BEGIN Provided material

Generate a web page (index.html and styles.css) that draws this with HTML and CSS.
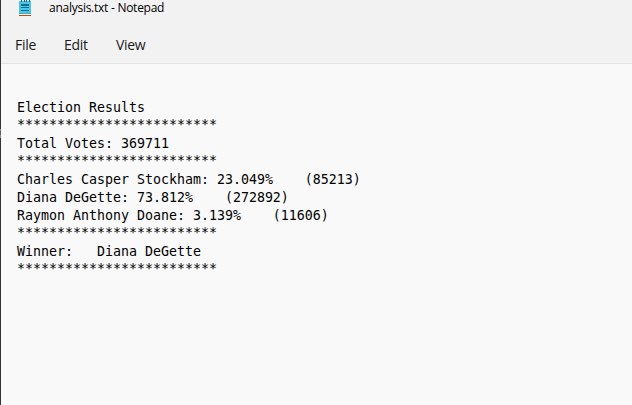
FILE: index.html
```html
<!DOCTYPE html>
<html lang="en">
<head>
<meta charset="utf-8">
<title>analysis.txt - Notepad</title>
<link rel="stylesheet" href="styles.css">
</head>
<body>
<div class="window">
  <header class="titlebar">
    <svg class="app-icon" width="12" height="16" viewBox="0 0 12 16" shape-rendering="crispEdges">
      <rect x="0" y="1" width="12" height="13" fill="#50c4e4"/>
      <rect x="0" y="13" width="12" height="1" fill="#36abd0"/>
      <path d="M2 0h1v2h-1zM5 0h1v2h-1zM7 0h1v2h-1zM10 0h1v2h-1z" fill="#176989"/>
      <path d="M2 4h8v2h-8zM2 7h8v1h-8zM2 10h8v1h-8z" fill="#08718f"/>
      <rect x="0" y="15" width="12" height="1" fill="#b0520c"/>
    </svg>
    <span class="title">analysis.txt - Notepad</span>
  </header>
  <nav class="menu">
    <span class="item file">File</span>
    <span class="item edit">Edit</span>
    <span class="item view">View</span>
  </nav>
  <main class="editor"><pre class="text">Election Results
<span class="stars">*************************</span>
Total Votes: 369711
<span class="stars">*************************</span>
Charles Casper Stockham: 23.049%    (85213)
Diana DeGette: 73.812%    (272892)
Raymon Anthony Doane: 3.139%    (11606)
<span class="stars">*************************</span>
Winner:   Diana DeGette
<span class="stars">*************************</span></pre></main>
</div>
</body>
</html>
```
FILE: styles.css
```css
* { box-sizing: border-box; }
body {
  margin: 0;
  overflow: hidden;
  /* strip of the desktop visible beside the window */
  background: linear-gradient(#343436 129px, #8a8a8a 129px 131px, #5a5a5c 131px 135px, #8a8a8a 135px 138px, #343436 138px);
}
.window {
  height: 405px;
  margin-left: 1px;
  display: flex;
  flex-direction: column;
  background: #f2f2f2;
  color: #000;
}
.titlebar {
  display: flex;
  height: 27px;
  padding-left: 18px;
  gap: 18px;
}
.app-icon { flex: none; }
.title {
  font: 12px/16px "Open Sans", sans-serif;
  letter-spacing: -0.26px;
  white-space: nowrap;
}
.menu {
  display: flex;
  height: 37px;
  padding-left: 14px;
  border-bottom: 1px solid #e4e4e4;
  font: 14px/36px "Open Sans", sans-serif;
  color: #1b1b1b;
}
.file { width: 49px; }
.edit { width: 52px; }
.item { letter-spacing: -0.3px; }
.editor {
  flex: 1;
  padding: 35px 0 0 16px;
  background: #f9f9f9;
}
.text {
  margin: 0;
  font: 13.29px/18px "DejaVu Sans Mono", monospace;
}
.stars {
  position: relative;
  top: -1px;
}
```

END Provided material

◆ Task description ◆
Leave the pictures out, and print every line of the listing exactly as written.

◆ Completed exercise ◆
Generate a web page (index.html and styles.css) that draws this with HTML and CSS.
FILE: index.html
```html
<!DOCTYPE html>
<html lang="en">
<head>
<meta charset="utf-8">
<title>analysis.txt - Notepad</title>
<link rel="stylesheet" href="styles.css">
</head>
<body>
<div class="window">
  <header class="titlebar">
    <svg class="app-icon" width="12" height="16" viewBox="0 0 12 16" shape-rendering="crispEdges">
      <rect x="0" y="1" width="12" height="13" fill="#50c4e4"/>
      <rect x="0" y="13" width="12" height="1" fill="#36abd0"/>
      <path d="M2 0h1v2h-1zM5 0h1v2h-1zM7 0h1v2h-1zM10 0h1v2h-1z" fill="#176989"/>
      <path d="M2 4h8v2h-8zM2 7h8v1h-8zM2 10h8v1h-8z" fill="#08718f"/>
      <rect x="0" y="15" width="12" height="1" fill="#b0520c"/>
    </svg>
    <span class="title">analysis.txt - Notepad</span>
  </header>
  <nav class="menu">
    <span class="item file">File</span>
    <span class="item edit">Edit</span>
    <span class="item view">View</span>
  </nav>
  <main class="editor"><pre class="text">Election Results
<span class="stars">*************************</span>
Total Votes: 369711
<span class="stars">*************************</span>
Charles Casper Stockham: 23.049%    (85213)
Diana DeGette: 73.812%    (272892)
Raymon Anthony Doane: 3.139%    (11606)
<span class="stars">*************************</span>
Winner:   Diana DeGette
<span class="stars">*************************</span></pre></main>
</div>
</body>
</html>
```
FILE: styles.css
```css
* { box-sizing: border-box; }
body {
  margin: 0;
  overflow: hidden;
  /* strip of the desktop visible beside the window */
  background: linear-gradient(#343436 129px, #8a8a8a 129px 131px, #5a5a5c 131px 135px, #8a8a8a 135px 138px, #343436 138px);
}
.window {
  height: 405px;
  margin-left: 1px;
  display: flex;
  flex-direction: column;
  background: #f2f2f2;
  color: #000;
}
.titlebar {
  display: flex;
  height: 27px;
  padding-left: 18px;
  gap: 18px;
}
.app-icon { flex: none; }
.title {
  font: 12px/16px "Open Sans", sans-serif;
  letter-spacing: -0.26px;
  white-space: nowrap;
}
.menu {
  display: flex;
  height: 37px;
  padding-left: 14px;
  border-bottom: 1px solid #e4e4e4;
  font: 14px/36px "Open Sans", sans-serif;
  color: #1b1b1b;
}
.file { width: 49px; }
.edit { width: 52px; }
.item { letter-spacing: -0.3px; }
.editor {
  flex: 1;
  padding: 35px 0 0 16px;
  background: #f9f9f9;
}
.text {
  margin: 0;
  font: 13.29px/18px "DejaVu Sans Mono", monospace;
}
.stars {
  position: relative;
  top: -1px;
}
```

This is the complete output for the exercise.